Weather has warmed up and I'd like to start riding outside, can I leave Kinetic's skewer in the bike? It would allow me to easily pop the bike into the trainer on a rainy day.

thanks,


----------



## tlg (May 11, 2011)

Yes. It functions just like any other skewer.


----------



## Drew Eckhardt (Nov 11, 2009)

tlg said:


> Yes. It functions just like any other skewer.


But it's not nearly as pretty as a 1997-2006 Campagnolo Record skewer.


----------



## .je (Aug 25, 2012)

I forgot to switch mine, and have been riding both outdoors and indoors for 2 weeks with the trainer skewer. 
_Don't tell anyone._


----------



## Poncharelli (May 7, 2006)

There shouldn't be a problem. 

I leave my wife's bike on the trainer most the time, so when the weekend rides comes up, we usually forget to switch it out. 

So it's been on her bike for 2 months now. No problems so far with the mild weather lately.

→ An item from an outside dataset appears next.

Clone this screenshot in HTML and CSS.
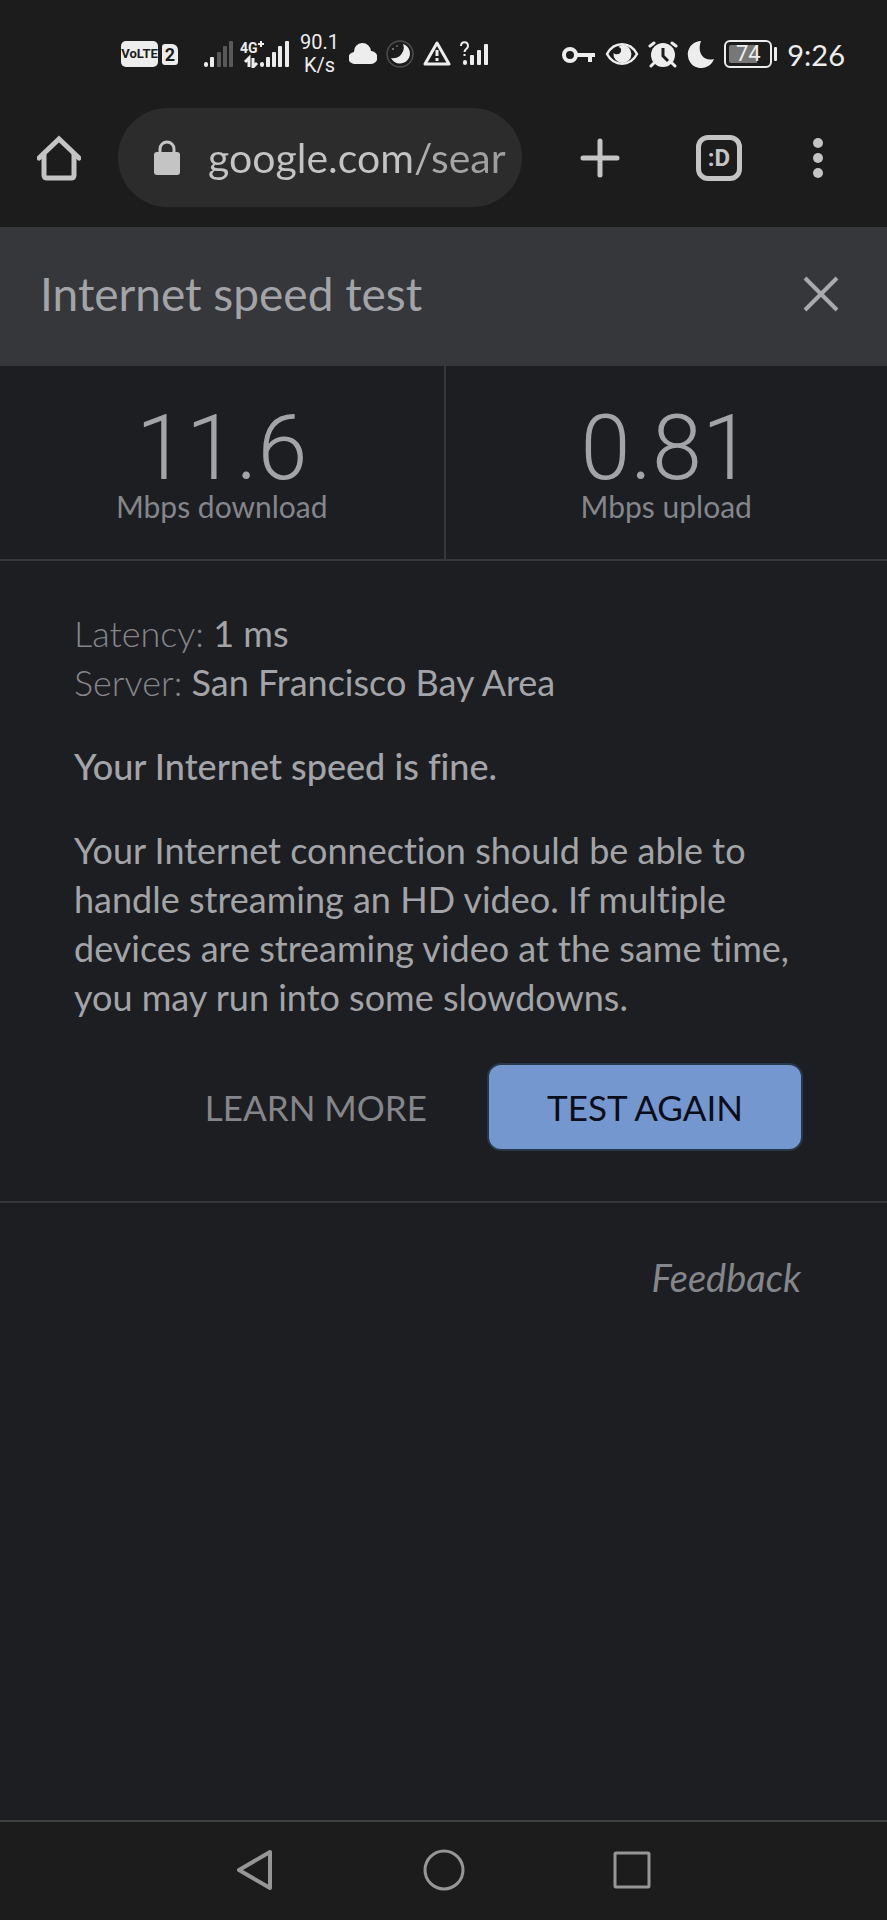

It would probably be a good idea to switch it out though (corrosion can develop from salty roads). that way it last longer and time/money saved buying a replacement: 1UPUSA.com :: Quick Release Skewer


----------



## spade2you (May 12, 2009)

I often keep the trainer skewer in my main road bike.


----------



## saukrateaz (Mar 21, 2012)

As everyone has already said, it shouldnt be an issue, unless you use specific skewers for weight reasons, or aesthetics.


----------



## Corenfa (Jun 9, 2014)

I just keep my regular skewer in and throw it on the trainer. That way, no worries.


----------